The Basic Law of Hong Kong, passed by the Chinese parliament, states that the SAR will enact legislation on treason, secession, sedition and subversion. But the proposals contained in the consultation document are geared to pleasing the Communist Party in Beijing rather than preserving the freedoms promised Hong Kong in the Anglo-Chinese Joint Declaration of 1984. For example, the section dealing with treason defines one of its manifestations as putting "constraint" on the mainland government, an undefined term which could be used to crush peaceful protest. It also revives the archaic offence of misprision of treason, that is, failure to inform the authorities of treason being committed by someone else. The proposals on the theft of state secrets threaten to curtail freedom of information in a territory which remains an important regional base for the media. Those proposals on foreign political organisations, which would ban bodies affiliated to groups already proscribed by Beijing, could hit Falun Gong and Christians who send money to illegal churches on the mainland.

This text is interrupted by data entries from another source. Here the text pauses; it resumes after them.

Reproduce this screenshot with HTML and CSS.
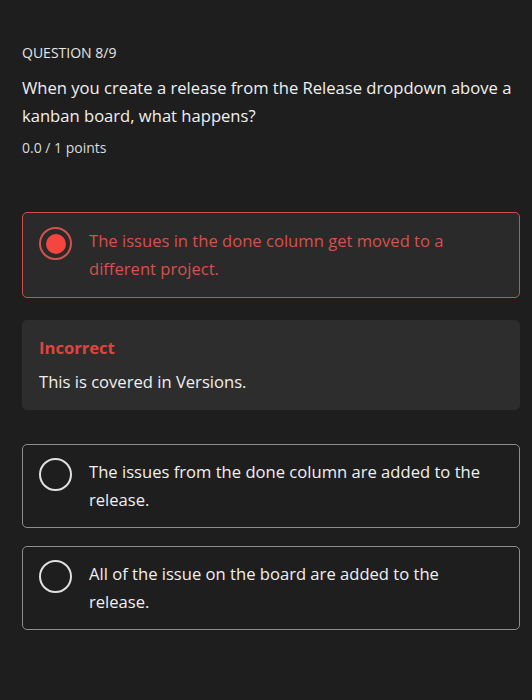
FILE: index.html
```html
<!DOCTYPE html>
<html>
<head>
<meta charset="utf-8">
<link rel="stylesheet" href="styles.css">
</head>
<body>
<div class="page">
  <div class="qnum">QUESTION 8/9</div>
  <div class="qtext">When you create a release from the Release dropdown above a kanban board, what happens?</div>
  <div class="points">0.0 / 1 points</div>

  <div class="option selected">
    <span class="radio"><span class="dot"></span></span>
    <span class="otext">The issues in the done column get moved to a different project.</span>
  </div>

  <div class="feedback">
    <div class="fb-title">Incorrect</div>
    <div class="fb-text">This is covered in Versions.</div>
  </div>

  <div class="option">
    <span class="radio"></span>
    <span class="otext">The issues from the done column are added to the release.</span>
  </div>

  <div class="option">
    <span class="radio"></span>
    <span class="otext">All of the issue on the board are added to the release.</span>
  </div>
</div>
</body>
</html>
```
FILE: styles.css
```css
html, body {
  margin: 0;
  padding: 0;
  background: #1e1e1e;
}
body {
  font-family: "Open Sans", "Noto Sans", sans-serif;
  color: #ececec;
  width: 532px;
  height: 700px;
}
.page {
  padding: 43px 12px 0 22px;
}
.qnum {
  font-size: 14px;
  line-height: 20px;
  color: #e6e6e6;
}
.qtext {
  margin-top: 11px;
  font-size: 16.6px;
  line-height: 28px;
  color: #f0f0f0;
}
.points {
  margin-top: 8px;
  font-size: 14px;
  line-height: 20px;
  color: #dcdcdc;
}
.option {
  display: flex;
  align-items: flex-start;
  gap: 17px;
  border: 1.5px solid #8d8d8d;
  border-radius: 5px;
  padding: 13px 24px 13px 16px;
}
.option.selected {
  margin-top: 54px;
  border-color: #c9504c;
  background: #2a2a2a;
  padding-top: 14px;
  padding-bottom: 14px;
}
.option + .option { margin-top: 18px; }
.radio {
  flex: none;
  width: 29px;
  height: 29px;
  border: 2px solid #e0e0e0;
  border-radius: 50%;
  display: flex;
  align-items: center;
  justify-content: center;
}
.selected .radio { border-color: #d4524d; }
.dot {
  width: 20px;
  height: 20px;
  border-radius: 50%;
  background: #f4453e;
}
.otext {
  font-size: 16.6px;
  line-height: 28px;
  color: #f0f0f0;
}
.selected .otext { color: #d6514c; }
.feedback {
  margin-top: 22px;
  background: #2d2d2d;
  border-radius: 5px;
  padding: 17px;
  margin-bottom: 34px;
}
.fb-title {
  font-weight: 700;
  font-size: 16.6px;
  line-height: 22px;
  color: #e0443e;
}
.fb-text {
  margin-top: 12px;
  font-size: 16.6px;
  line-height: 22px;
  color: #f0f0f0;
}
```
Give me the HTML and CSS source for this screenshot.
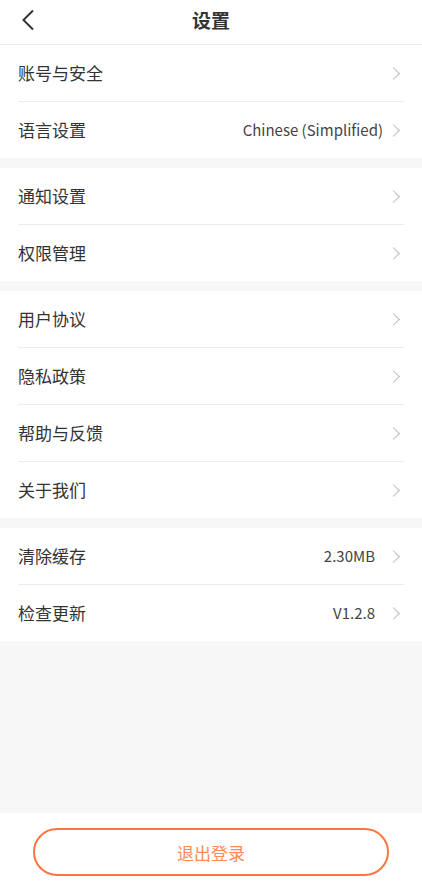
FILE: index.html
```html
<!DOCTYPE html>
<html lang="zh">
<head>
  <meta charset="UTF-8" />
  <title>设置</title>
  <meta name="viewport" content="width=device-width, initial-scale=1.0" />
  <link rel="stylesheet" href="styles.css">
</head>
<body>
  <div class="page">
    <div class="header">
      <span class="back">
        <svg width="14" height="22" viewBox="0 0 14 22"><path d="M12 1.5 L2.5 11 L12 20.5" fill="none" stroke="#333" stroke-width="2"/></svg>
      </span>
      <h1>设置</h1>
    </div>

    <div class="group">
      <div class="row"><span class="label">账号与安全</span><span class="arrow"></span></div>
      <div class="row"><span class="label">语言设置</span><span class="value">Chinese (Simplified)</span><span class="arrow"></span></div>
    </div>

    <div class="group">
      <div class="row"><span class="label">通知设置</span><span class="arrow"></span></div>
      <div class="row"><span class="label">权限管理</span><span class="arrow"></span></div>
    </div>

    <div class="group">
      <div class="row"><span class="label">用户协议</span><span class="arrow"></span></div>
      <div class="row"><span class="label">隐私政策</span><span class="arrow"></span></div>
      <div class="row"><span class="label">帮助与反馈</span><span class="arrow"></span></div>
      <div class="row"><span class="label">关于我们</span><span class="arrow"></span></div>
    </div>

    <div class="group">
      <div class="row"><span class="label">清除缓存</span><span class="value gap">2.30MB</span><span class="arrow"></span></div>
      <div class="row"><span class="label">检查更新</span><span class="value gap">V1.2.8</span><span class="arrow"></span></div>
    </div>

    <div class="spacer"></div>

    <div class="footer">
      <button class="logout">退出登录</button>
    </div>
  </div>
</body>
</html>
```

FILE: styles.css
```css
* {
  box-sizing: border-box;
}

body {
  margin: 0;
  font-family: "Noto Sans CJK SC", "Noto Sans", sans-serif;
  background: #f7f7f7;
  color: #333;
}

.page {
  display: flex;
  flex-direction: column;
  height: 887px;
}

.header {
  height: 45px;
  background: #fff;
  border-bottom: 1px solid #ececec;
  display: flex;
  align-items: center;
  justify-content: center;
  position: relative;
}

.back {
  position: absolute;
  left: 21px;
  top: 9px;
  height: 22px;
}

h1 {
  margin: 0;
  font-size: 19px;
  font-weight: 600;
  color: #333;
  line-height: 1;
  margin-top: -5px;
}

.group {
  background: #fff;
  padding: 0 18px;
  margin-bottom: 10px;
}

.row {
  height: 57px;
  display: flex;
  align-items: center;
  border-bottom: 1px solid #ececec;
}

.row:last-child {
  border-bottom: none;
  height: 56px;
}

.label {
  flex: 1;
  font-size: 17px;
  color: #333;
  margin-top: -2px;
}

.value {
  font-size: 15px;
  color: #444;
  margin-right: 6px;
  margin-top: -2px;
}

.value.gap {
  margin-right: 14px;
}

.arrow {
  width: 9px;
  height: 9px;
  border-top: 1.2px solid #bbb;
  border-right: 1.2px solid #bbb;
  transform: rotate(45deg);
  margin-right: 6px;
}

.spacer {
  flex: 1;
  margin-top: -10px;
}

.footer {
  background: #fff;
  height: 74px;
  padding-top: 15px;
  display: flex;
  justify-content: center;
  align-items: flex-start;
}

.logout {
  width: 356px;
  height: 48px;
  border: 2px solid #ff7440;
  border-radius: 24px;
  background: #fff;
  color: #ff8a55;
  font-family: "Noto Sans CJK SC", sans-serif;
  font-size: 17px;
}
```
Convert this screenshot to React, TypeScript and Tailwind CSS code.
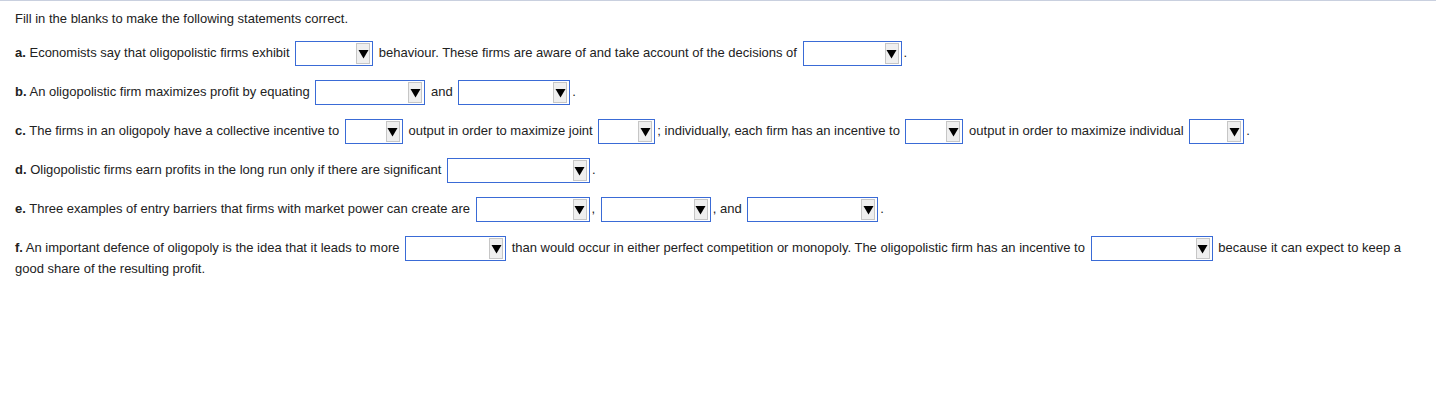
import React from "react";

function Blank({ w }: { w: number }) {
  return (
    <span
      className="mx-[2px] -my-[3px] inline-flex h-[25px] items-center justify-end border border-[#3a6bd6] bg-white pr-[2px] align-middle"
      style={{ width: w }}
    >
      <span className="flex h-[21px] w-[14px] items-center justify-center border border-[#c6c6c6] bg-[#efefef]">
        <svg width="11" height="10" viewBox="0 0 11 10">
          <path d="M0.5 1 H10.5 L5.5 9.5 Z" fill="#000" />
        </svg>
      </span>
    </span>
  );
}

function Row({ children }: { children: React.ReactNode }) {
  return <div className="leading-[21px]">{children}</div>;
}

export default function App() {
  return (
    <div
      className="min-h-[408px] border-t border-[#c9d0df] bg-white px-[15px] pt-[7px] text-[13px] text-[#222]"
      style={{ fontFamily: '"Liberation Sans", Arial, sans-serif' }}
    >
      <div className="leading-[21px]">Fill in the blanks to make the following statements correct.</div>

      <div className="mt-[13px] flex flex-col gap-[18px]">
        <Row>
          <b>a.</b> Economists say that oligopolistic firms exhibit <Blank w={78} /> behaviour. These firms are
          aware of and take account of the decisions of <Blank w={99} />.
        </Row>
        <Row>
          <b>b.</b> An oligopolistic firm maximizes profit by equating <Blank w={110} /> and <Blank w={112} />.
        </Row>
        <Row>
          <b>c.</b> The firms in an oligopoly have a collective incentive to <Blank w={58} /> output in order to
          maximize joint <Blank w={57} />; individually, each firm has an incentive to <Blank w={58} /> output in
          order to maximize individual <Blank w={55} />.
        </Row>
        <Row>
          <b>d.</b> Oligopolistic firms earn profits in the long run only if there are significant{" "}
          <Blank w={143} />.
        </Row>
        <Row>
          <b>e.</b> Three examples of entry barriers that firms with market power can create are <Blank w={114} />
          , <Blank w={110} />, and <Blank w={131} />.
        </Row>
        <Row>
          <b>f.</b> An important defence of oligopoly is the idea that it leads to more <Blank w={101} /> than
          would occur in either perfect competition or monopoly. The oligopolistic firm has an incentive to{" "}
          <Blank w={122} /> because it can expect to keep a good share of the resulting profit.
        </Row>
      </div>
    </div>
  );
}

Official assurances on the maintenance of rights and freedoms fail to convince. The government has not published a draft Bill with the consultation paper, leaving unclear the exact form of legislation to be put before Legco next year. The tendency of Tung Chee-hwa, Hong Kong's chief executive, is to play it safe, which means reassuring a Communist Party chronically nervous about any challenge to its authority. [...]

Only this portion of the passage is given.